Re: [linux-sunxi] [PATCH v2 1/2] media: v4l: Add definitions for the HEVC slice format and controls

Ayaka <ayaka@xxxxxxxxxxx> · Wed, 30 Jan 2019 15:03:51 +0800



Sent from my iPad

> On Jan 30, 2019, at 5:41 AM, Nicolas Dufresne <nicolas@xxxxxxxxxxxx> wrote:
> 
>> Le mardi 29 janvier 2019 à 16:44 +0900, Alexandre Courbot a écrit :
>> On Fri, Jan 25, 2019 at 10:04 PM Paul Kocialkowski
>> <paul.kocialkowski@xxxxxxxxxxx> wrote:
>>> Hi,
>>> 
>>>> On Thu, 2019-01-24 at 20:23 +0800, Ayaka wrote:
>>>> Sent from my iPad
>>>> 
>>>>> On Jan 24, 2019, at 6:27 PM, Paul Kocialkowski <paul.kocialkowski@xxxxxxxxxxx> wrote:
>>>>> 
>>>>> Hi,
>>>>> 
>>>>>> On Thu, 2019-01-10 at 21:32 +0800, ayaka wrote:
>>>>>> I forget a important thing, for the rkvdec and rk hevc decoder, it would
>>>>>> requests cabac table, scaling list, picture parameter set and reference
>>>>>> picture storing in one or various of DMA buffers. I am not talking about
>>>>>> the data been parsed, the decoder would requests a raw data.
>>>>>> 
>>>>>> For the pps and rps, it is possible to reuse the slice header, just let
>>>>>> the decoder know the offset from the bitstream bufer, I would suggest to
>>>>>> add three properties(with sps) for them. But I think we need a method to
>>>>>> mark a OUTPUT side buffer for those aux data.
>>>>> 
>>>>> I'm quite confused about the hardware implementation then.
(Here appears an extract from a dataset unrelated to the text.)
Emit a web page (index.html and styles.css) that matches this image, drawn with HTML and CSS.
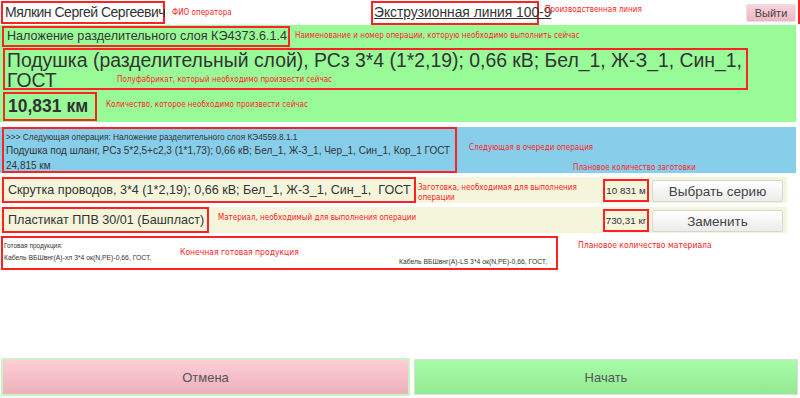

From what
>>>>> you're saying, it seems that it takes the raw bitstream elements rather
>>>>> than parsed elements. Is it really a stateless implementation?
>>>>> 
>>>>> The stateless implementation was designed with the idea that only the
>>>>> raw slice data should be passed in bitstream form to the decoder. For
>>>>> H.264, it seems that some decoders also need the slice header in raw
>>>>> bitstream form (because they take the full slice NAL unit), see the
>>>>> discussions in this thread:
>>>>> media: docs-rst: Document m2m stateless video decoder interface
>>>> 
>>>> Stateless just mean it won’t track the previous result, but I don’t
>>>> think you can define what a date the hardware would need. Even you
>>>> just build a dpb for the decoder, it is still stateless, but parsing
>>>> less or more data from the bitstream doesn’t stop a decoder become a
>>>> stateless decoder.
>>> 
>>> Yes fair enough, the format in which the hardware decoder takes the
>>> bitstream parameters does not make it stateless or stateful per-se.
>>> It's just that stateless decoders should have no particular reason for
>>> parsing the bitstream on their own since the hardware can be designed
>>> with registers for each relevant bitstream element to configure the
>>> decoding pipeline. That's how GPU-based decoder implementations are
>>> implemented (VAAPI/VDPAU/NVDEC, etc).
>>> 
>>> So the format we have agreed on so far for the stateless interface is
>>> to pass parsed elements via v4l2 control structures.
>>> 
>>> If the hardware can only work by parsing the bitstream itself, I'm not
>>> sure what the best solution would be. Reconstructing the bitstream in
>>> the kernel is a pretty bad option, but so is parsing in the kernel or
>>> having the data both in parsed and raw forms. Do you see another
>>> possibility?
>> 
>> Is reconstructing the bitstream so bad? The v4l2 controls provide a
>> generic interface to an encoded format which the driver needs to
>> convert into a sequence that the hardware can understand. Typically
>> this is done by populating hardware-specific structures. Can't we
>> consider that in this specific instance, the hardware-specific
>> structure just happens to be identical to the original bitstream
>> format?
> 
> At maximum allowed bitrate for let's say HEVC (940MB/s iirc), yes, it
Lucky, most of hardware won’t be able to processing such a big buffer.
General speaking, the register is 24bits for stream length in bytes.
> would be really really bad. In GStreamer project we have discussed for
> a while (but have never done anything about) adding the ability through
> a bitmask to select which part of the stream need to be parsed, as
> parsing itself was causing some overhead. Maybe similar thing applies,
> though as per our new design, it's the fourcc that dictate the driver
> behaviour, we'd need yet another fourcc for drivers that wants the full
> bitstream (which seems odd if you have already parsed everything, I
> think this need some clarification).
> 
>> 
>> I agree that this is not strictly optimal for that particular
>> hardware, but such is the cost of abstractions, and in this specific
>> case I don't believe the cost would be particularly high?